The Department of Justice appealed Alsup's decision, and the Trump administration then took the unusual step of trying to bypass the federal appeals court in San Francisco to appeal directly to the Supreme Court.

However, in February, the Supreme Court rejected the administration's bid to get the justices to intervene in the controversy. However, experts believe the DACA case will likely work its way through the lower courts and end up before the U.S. Supreme Court eventually.

Meanwhile, in February, U.S. Citizenship and Immigration Services said it had resumed accepting requests to renew DACA permits due to the federal injunctions.

Federal judges in New York and Washington, D.C., also have ruled against the Trump administration on DACA. The 2nd U.S. Circuit Court of Appeals is expected to hear arguments this summer on an appeal of the New York judge's ruling.

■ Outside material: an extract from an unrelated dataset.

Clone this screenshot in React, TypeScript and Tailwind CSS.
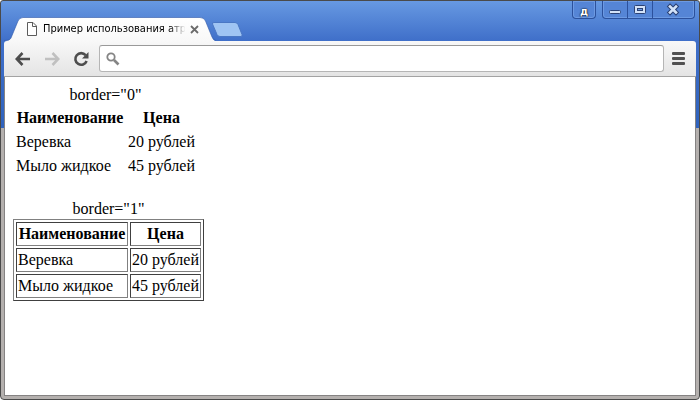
import { useState } from 'react'

const items = [
  { name: 'Веревка', price: '20 рублей' },
  { name: 'Мыло жидкое', price: '45 рублей' },
]

function WindowControls() {
  return (
    <div className="flex h-[18px] gap-[6px] pr-px">
      <button className="flex w-[24px] items-center justify-center rounded-b border border-t-0 border-[#2c519c] bg-[#5585d6] pt-1 font-['DejaVu_Sans',sans-serif] text-[10px] leading-[12px] font-bold text-white shadow-[inset_0_0_0_1px_#6d9ae2] [text-shadow:0_0_2px_#000,0_0_1px_#000]">
        д
      </button>
      <div className="flex overflow-hidden rounded-b border border-t-0 border-[#2c519c] bg-[#5585d6] shadow-[inset_0_0_0_1px_#6d9ae2]">
        <button aria-label="Minimize" className="w-[25px] border-r border-[#2c519c]">
          <svg className="block" width="24" height="17" viewBox="0 0 24 17">
            <rect x="6.500" y="9.500" width="11" height="3" rx="1" fill="#d3e2f8" stroke="#2b4275" />
          </svg>
        </button>
        <button aria-label="Maximize" className="w-[25px] border-r border-[#2c519c]">
          <svg className="block" width="24" height="17" viewBox="0 0 24 17">
            <rect x="6.500" y="4.500" width="11" height="8" rx="1" fill="#d3e2f8" stroke="#2b4275" />
            <rect x="9.500" y="7.500" width="5" height="2" fill="#6e9be3" stroke="#2b4275" />
          </svg>
        </button>
        <button aria-label="Close" className="w-[41px]">
          <svg className="block" width="41" height="17" viewBox="0 0 41 17">
            <path d="M17 5.500L23 11.500M23 5.500L17 11.500" stroke="#2b4275" strokeWidth="4.600" strokeLinecap="square" />
            <path d="M17 5.500L23 11.500M23 5.500L17 11.500" stroke="#d3e2f8" strokeWidth="2.600" strokeLinecap="square" />
          </svg>
        </button>
      </div>
    </div>
  )
}

function Tab() {
  return (
    <div className="relative h-[24px] w-[212px]">
      <svg className="absolute inset-0" width="212" height="24" viewBox="0 0 212 24">
        <defs>
          <linearGradient id="tab" x1="0" y1="0" x2="0" y2="1">
            <stop offset="0" stopColor="#ffffff" />
            <stop offset="1" stopColor="#f8f8f8" />
          </linearGradient>
        </defs>
        <path
          d="M0 24C4 24 6 23 7 21L14 4Q15.500 0.500 19 0.500H196Q200 0.500 201.500 4L208 20Q209.500 24 212 24Z"
          fill="url(#tab)"
        />
        <path
          d="M0 23.500C4 23.500 6 23 7 21L14 4Q15.500 0.500 19 0.500H196Q200 0.500 201.500 4L208 20Q209.500 23.500 212 23.500"
          fill="none"
          stroke="#3058a8"
          strokeOpacity="0.600"
        />
      </svg>
      <div className="relative flex h-full items-center pl-[22px]">
        <svg width="12" height="14" viewBox="0 0 12 14" fill="#fff" stroke="#5c5c5c">
          <path d="M1.500 0.500H7L10.500 4V13.500H1.500Z" />
          <path d="M6.500 0.500V4.500H10.500" fill="none" />
        </svg>
        <span className="ml-[5px] w-[147px] font-['DejaVu_Sans_Condensed','DejaVu_Sans',sans-serif] text-[11px] leading-[14px] whitespace-nowrap text-black [mask-image:linear-gradient(to_right,#000_86%,transparent_97%)]">
          Пример использования атри
        </span>
        <button aria-label="Close tab" className="relative">
          <svg className="block" width="9" height="9" viewBox="0 0 9 9" stroke="#6b6b6b" strokeWidth="1.800">
            <path d="M1 1L8 8M8 1L1 8" />
          </svg>
        </button>
      </div>
    </div>
  )
}

function Toolbar() {
  const [address, setAddress] = useState('')

  return (
    <div className="flex h-[36px] items-center rounded-t-[3px] border-b border-[#a3a3a3] bg-linear-to-b from-[#f8f8f8] to-[#e4e4e4] pr-[10px] pl-[11px]">
      <button aria-label="Back">
        <svg className="block" width="16" height="14" viewBox="0 0 16 14" fill="none" stroke="#4d4d4d" strokeWidth="2.600">
          <path d="M7.500 1L1.800 7L7.500 13M2 7H15" />
        </svg>
      </button>
      <button aria-label="Forward" className="ml-[13px]">
        <svg className="block" width="16" height="14" viewBox="0 0 16 14" fill="none" stroke="#c0c0c0" strokeWidth="2.600">
          <path d="M8.500 1L14.200 7L8.500 13M14 7H1" />
        </svg>
      </button>
      <button aria-label="Reload" className="ml-[13px]">
        <svg className="block" width="16" height="16" viewBox="0 0 16 16">
          <path d="M12.600 4.200A5.800 5.800 0 1 0 13.600 10" fill="none" stroke="#4d4d4d" strokeWidth="2.600" />
          <path d="M15.500 1V7.500H9Z" fill="#4d4d4d" />
        </svg>
      </button>
      <label className="ml-[10px] flex h-[27px] flex-1 items-center rounded-[3px] border border-[#b5b5b5] border-t-[#999] bg-white pl-[6px]">
        <svg width="14" height="14" viewBox="0 0 14 14" fill="none" stroke="#858585">
          <circle cx="5" cy="5" r="3.700" strokeWidth="1.800" />
          <path d="M8 8L12.500 12.500" strokeWidth="2.600" />
        </svg>
        <input
          type="text"
          aria-label="Address"
          value={address}
          onChange={e => setAddress(e.target.value)}
          className="min-w-0 flex-1 px-2 font-['Liberation_Sans',sans-serif] text-sm outline-none"
        />
      </label>
      <button aria-label="Menu" className="ml-[8px]">
        <svg className="block" width="14" height="14" viewBox="0 0 14 14" fill="#505050">
          <rect x="0" y="0" width="13" height="3" rx="1" />
          <rect x="0" y="5" width="13" height="3" rx="1" />
          <rect x="0" y="10" width="13" height="3" rx="1" />
        </svg>
      </button>
    </div>
  )
}

function PlainTable() {
  return (
    <table className="border-separate border-spacing-[2px]">
      <caption>border="0"</caption>
      <thead>
        <tr>
          <th className="w-[110px] p-px">Наименование</th>
          <th className="w-[69px] p-px">Цена</th>
        </tr>
      </thead>
      <tbody>
        {items.map(item => (
          <tr key={item.name}>
            <td className="p-px">{item.name}</td>
            <td className="p-px">{item.price}</td>
          </tr>
        ))}
      </tbody>
    </table>
  )
}

function BorderedTable() {
  const cell = 'border border-t-[#404040] border-r-[#808080] border-b-[#808080] border-l-[#404040] p-px'

  return (
    <table className="border-separate border-spacing-[2px] border border-t-[#808080] border-r-[#404040] border-b-[#404040] border-l-[#808080]">
      <caption>border="1"</caption>
      <thead>
        <tr>
          <th className={`${cell} w-[112px]`}>Наименование</th>
          <th className={`${cell} w-[71px]`}>Цена</th>
        </tr>
      </thead>
      <tbody>
        {items.map(item => (
          <tr key={item.name}>
            <td className={cell}>{item.name}</td>
            <td className={cell}>{item.price}</td>
          </tr>
        ))}
      </tbody>
    </table>
  )
}

export default function App() {
  return (
    <div className="flex min-h-screen flex-col rounded-t-[3px] rounded-b border border-[#4a4a4a] bg-[linear-gradient(#6799e2,#3f6fc9_40px,#2f62bd_127px,#b4b0ae_127px)] px-[3px] pb-[3px]">
      <header>
        <div className="flex h-[40px] justify-between">
          <div className="flex items-end">
            <Tab />
            <button aria-label="New tab" className="mb-[4px] -ml-[5px]">
              <svg className="block" width="32" height="15" viewBox="0 0 32 15">
                <path
                  d="M1.500 2Q1 0.500 3 0.500H24Q26 0.500 27 2.500L31 12.500Q31.500 14.500 30 14.500H9Q7 14.500 6 12.500Z"
                  fill="#9fc4f3"
                  stroke="#4a77c4"
                />
              </svg>
            </button>
          </div>
          <WindowControls />
        </div>
        <Toolbar />
      </header>
      <main className="flex flex-1 flex-col items-start gap-[20px] border border-t-0 border-[#858383] bg-white px-[8px] pt-[8px] font-['Liberation_Serif',serif] text-[16px] leading-[20px] text-black">
        <PlainTable />
        <BorderedTable />
      </main>
    </div>
  )
}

Tuesday's hearing is over a federal lawsuit filed last September by the University of California Regents against the Trump administration. The lawsuit includes university president Janet Napolitano as a plaintiff. Napolitano, who was secretary of the Department of Homeland Security from 2009 to 2013, helped create the DACA program in 2012.

The Trump administration wants the 9th Circuit to throw out Alsup's ruling along with the five lawsuits he considered.

"The rescission of DACA is based on what appears to be an argument that DACA was illegal when it was enacted, but that's just wrong," Jeff Davidson, an attorney representing UC regents, said on a recent conference call with reporters.

The 9th Circuit has ruled against Trump's travel bans and is also considering the president's executive order to cut off funding from so-called sanctuary cities that limit cooperation with federal immigration authorities. Trump has said he has considered breaking up the court, which is widely considered the most liberal of the U.S. appeals courts.